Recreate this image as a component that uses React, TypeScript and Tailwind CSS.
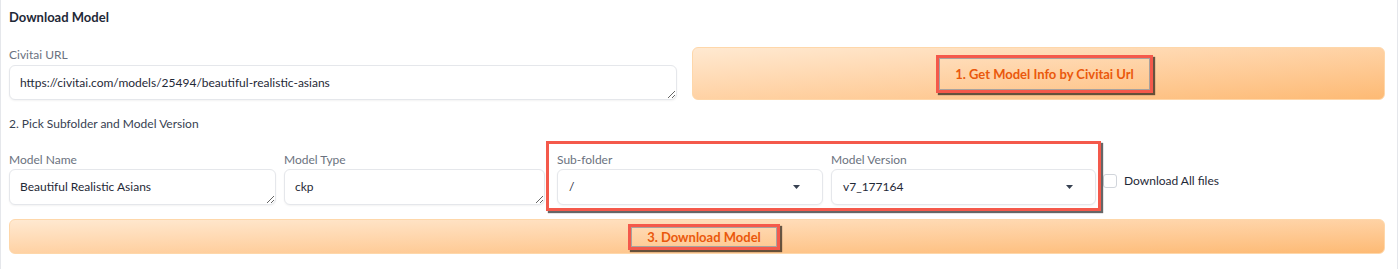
import React from "react"

const font = { fontFamily: "Lato, 'Noto Sans', sans-serif" }

function Field({
  label,
  value,
  className,
}: {
  label: string
  value: string
  className: string
}) {
  return (
    <div className={`flex flex-col ${className}`}>
      <span className="text-[12px] leading-[16px] text-[#6b7280]">{label}</span>
      <textarea
        readOnly
        value={value}
        rows={1}
        className="mt-[1px] h-[36px] w-full overflow-hidden rounded-[6px] border border-[#e5e7eb] bg-white px-[10px] py-[9px] text-[12px] leading-[16px] text-[#1f2937] shadow-[0_1px_2px_rgba(0,0,0,0.05)] outline-none"
        style={font}
      />
    </div>
  )
}

function Dropdown({
  label,
  value,
  className,
}: {
  label: string
  value: string
  className: string
}) {
  return (
    <div className={`flex flex-col ${className}`}>
      <span className="text-[12px] leading-[16px] text-[#6b7280]">{label}</span>
      <div className="mt-[1px] flex h-[36px] items-center justify-between rounded-[6px] border border-[#e5e7eb] bg-white pl-[11px] pr-[22px] text-[12px] text-[#1f2937] shadow-[0_1px_2px_rgba(0,0,0,0.05)]">
        <span>{value}</span>
        <svg width="7" height="4" viewBox="0 0 7 4">
          <path d="M0 0 L7 0 L3.5 4 Z" fill="#374151" />
        </svg>
      </div>
    </div>
  )
}

const mark =
  "inline-flex border-[3px] border-[#f4594b] shadow-[inset_0_0_0_1px_#a8a29e,2px_2px_1px_rgba(0,0,0,0.6)]"

const orangeButton =
  "flex items-center justify-center rounded-[6px] border border-[#fed7aa] bg-linear-to-br from-[#ffe9d1] to-[#fdba74] text-[13px] font-bold leading-[16px] text-[#ea580c]"

export default function App() {
  return (
    <div
      className="h-[269px] w-[1398px] border-x border-[#e5e7eb] bg-white pl-2 pr-3 pt-2"
      style={font}
    >
      <h2 className="text-[13px] font-bold leading-[18px] text-[#1f2937]">Download Model</h2>

      <div className="mt-[21px] flex gap-[15px]">
        <div className="flex w-[668px] flex-col">
          <span className="text-[12px] leading-[16px] text-[#6b7280]">Civitai URL</span>
          <textarea
            readOnly
            rows={1}
            value="https://civitai.com/models/25494/beautiful-realistic-asians"
            className="mt-[2px] h-[35px] w-full overflow-hidden rounded-[6px] border border-[#e5e7eb] bg-white px-[10px] py-[9px] text-[12px] leading-[16px] text-[#1f2937] shadow-[0_1px_2px_rgba(0,0,0,0.05)] outline-none"
            style={font}
          />
        </div>
        <button className={`${orangeButton} h-[53px] flex-1`} style={font}>
          <span className={`${mark} ml-[12px] px-[16px] py-[8px]`}>1. Get Model Info by Civitai Url</span>
        </button>
      </div>

      <p className="mt-[16px] text-[12px] leading-[16px] text-[#374151]">
        2. Pick Subfolder and Model Version
      </p>

      <div className="mt-[20px] flex">
        <Field label="Model Name" value="Beautiful Realistic Asians" className="w-[267px]" />
        <Field label="Model Type" value="ckp" className="ml-[8px] w-[261px]" />
        <div className="relative ml-[12px] flex gap-[8px]">
          <Dropdown label="Sub-folder" value="/" className="w-[266px]" />
          <Dropdown label="Model Version" value="v7_177164" className="w-[265px]" />
          <div className="pointer-events-none absolute -bottom-[6px] -left-[11px] -right-[5px] -top-[11px] border-[3px] border-[#f4594b] shadow-[2px_2px_1px_rgba(0,0,0,0.6)]" />
        </div>
        <label className="ml-[7px] flex items-center gap-[7px] self-start pt-[21px] text-[12px] leading-[16px] text-[#1f2937]">
          <span className="h-[14px] w-[14px] rounded-[3px] border border-[#d1d5db] bg-white" />
          Download All files
        </label>
      </div>

      <button className={`${orangeButton} mt-[14px] h-[35px] w-full`} style={font}>
        <span className={`${mark} ml-[14px] px-[16px] py-[2px]`}>3. Download Model</span>
      </button>
    </div>
  )
}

• Your instructions
Restate the data above exactly, stripping out each image.

• Final result
Recreate this image as a component that uses React, TypeScript and Tailwind CSS.
import React from "react"

const font = { fontFamily: "Lato, 'Noto Sans', sans-serif" }

function Field({
  label,
  value,
  className,
}: {
  label: string
  value: string
  className: string
}) {
  return (
    <div className={`flex flex-col ${className}`}>
      <span className="text-[12px] leading-[16px] text-[#6b7280]">{label}</span>
      <textarea
        readOnly
        value={value}
        rows={1}
        className="mt-[1px] h-[36px] w-full overflow-hidden rounded-[6px] border border-[#e5e7eb] bg-white px-[10px] py-[9px] text-[12px] leading-[16px] text-[#1f2937] shadow-[0_1px_2px_rgba(0,0,0,0.05)] outline-none"
        style={font}
      />
    </div>
  )
}

function Dropdown({
  label,
  value,
  className,
}: {
  label: string
  value: string
  className: string
}) {
  return (
    <div className={`flex flex-col ${className}`}>
      <span className="text-[12px] leading-[16px] text-[#6b7280]">{label}</span>
      <div className="mt-[1px] flex h-[36px] items-center justify-between rounded-[6px] border border-[#e5e7eb] bg-white pl-[11px] pr-[22px] text-[12px] text-[#1f2937] shadow-[0_1px_2px_rgba(0,0,0,0.05)]">
        <span>{value}</span>
        <svg width="7" height="4" viewBox="0 0 7 4">
          <path d="M0 0 L7 0 L3.5 4 Z" fill="#374151" />
        </svg>
      </div>
    </div>
  )
}

const mark =
  "inline-flex border-[3px] border-[#f4594b] shadow-[inset_0_0_0_1px_#a8a29e,2px_2px_1px_rgba(0,0,0,0.6)]"

const orangeButton =
  "flex items-center justify-center rounded-[6px] border border-[#fed7aa] bg-linear-to-br from-[#ffe9d1] to-[#fdba74] text-[13px] font-bold leading-[16px] text-[#ea580c]"

export default function App() {
  return (
    <div
      className="h-[269px] w-[1398px] border-x border-[#e5e7eb] bg-white pl-2 pr-3 pt-2"
      style={font}
    >
      <h2 className="text-[13px] font-bold leading-[18px] text-[#1f2937]">Download Model</h2>

      <div className="mt-[21px] flex gap-[15px]">
        <div className="flex w-[668px] flex-col">
          <span className="text-[12px] leading-[16px] text-[#6b7280]">Civitai URL</span>
          <textarea
            readOnly
            rows={1}
            value="https://civitai.com/models/25494/beautiful-realistic-asians"
            className="mt-[2px] h-[35px] w-full overflow-hidden rounded-[6px] border border-[#e5e7eb] bg-white px-[10px] py-[9px] text-[12px] leading-[16px] text-[#1f2937] shadow-[0_1px_2px_rgba(0,0,0,0.05)] outline-none"
            style={font}
          />
        </div>
        <button className={`${orangeButton} h-[53px] flex-1`} style={font}>
          <span className={`${mark} ml-[12px] px-[16px] py-[8px]`}>1. Get Model Info by Civitai Url</span>
        </button>
      </div>

      <p className="mt-[16px] text-[12px] leading-[16px] text-[#374151]">
        2. Pick Subfolder and Model Version
      </p>

      <div className="mt-[20px] flex">
        <Field label="Model Name" value="Beautiful Realistic Asians" className="w-[267px]" />
        <Field label="Model Type" value="ckp" className="ml-[8px] w-[261px]" />
        <div className="relative ml-[12px] flex gap-[8px]">
          <Dropdown label="Sub-folder" value="/" className="w-[266px]" />
          <Dropdown label="Model Version" value="v7_177164" className="w-[265px]" />
          <div className="pointer-events-none absolute -bottom-[6px] -left-[11px] -right-[5px] -top-[11px] border-[3px] border-[#f4594b] shadow-[2px_2px_1px_rgba(0,0,0,0.6)]" />
        </div>
        <label className="ml-[7px] flex items-center gap-[7px] self-start pt-[21px] text-[12px] leading-[16px] text-[#1f2937]">
          <span className="h-[14px] w-[14px] rounded-[3px] border border-[#d1d5db] bg-white" />
          Download All files
        </label>
      </div>

      <button className={`${orangeButton} mt-[14px] h-[35px] w-full`} style={font}>
        <span className={`${mark} ml-[14px] px-[16px] py-[2px]`}>3. Download Model</span>
      </button>
    </div>
  )
}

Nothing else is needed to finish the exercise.